1 of 1 people found this review helpful.
[This review is based only on selections from the work.]
This ethnography of the workers at, and the community surrounding, a nuclear waste processing plant in France is a striking, jarring expose of a industry fraught with danger and deception. Workers at a waste processing facility on an isolated peninsula in austere Normandy, are subject to intense (even overwhelming) safety procedures, as well as a technical-training context condescending in its language. The men and women (many of them underprivileged non-natives) who descend the rings of nuclear hell have created for themselves protective strategies to remain sane in an incredibly high-fear environment. Zonabend's piercing perception, compassion, and descriptive talent make this a brilliant ethnography. Especially worthwhile is her insightful conclusion which brings to the fore the immensely important role of imagination in human perception/behavior, and the tension between our scientific civilization and our primordial fears of the unknown or unknowable.
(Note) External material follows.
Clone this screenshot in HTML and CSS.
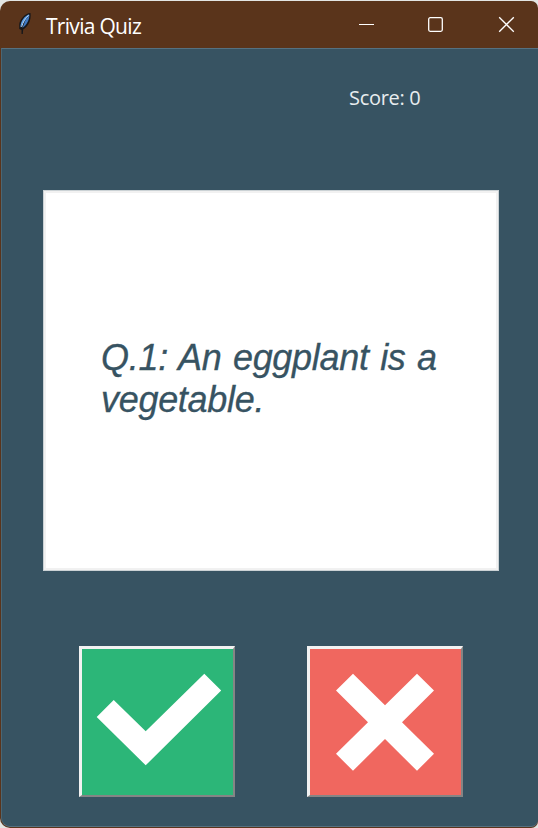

One develops understanding for the challenges faced by those who work under such hazardous conditions, and truly comes to grips with the overwhelming power of the nuclear world when put into perspective with our ordinary mindsets. (One note: this translation might seem a bit ungainly.) All in all, highly recommended.
Editorial Review:
A quiet French country district is the site of a nuclear waste processing plant. Françoise Zonabend describes how those working there, and living nearby, reconcile themselves to the possibility of nuclear catastrophe. By analyzing work practices and language, the author provides a superb sociology of the nuclear workplace, with its divisions and hierarchies, and explains the often unexpected responses of the workers to the fear of contamination. This is a major contribution to the anthropology of modern life.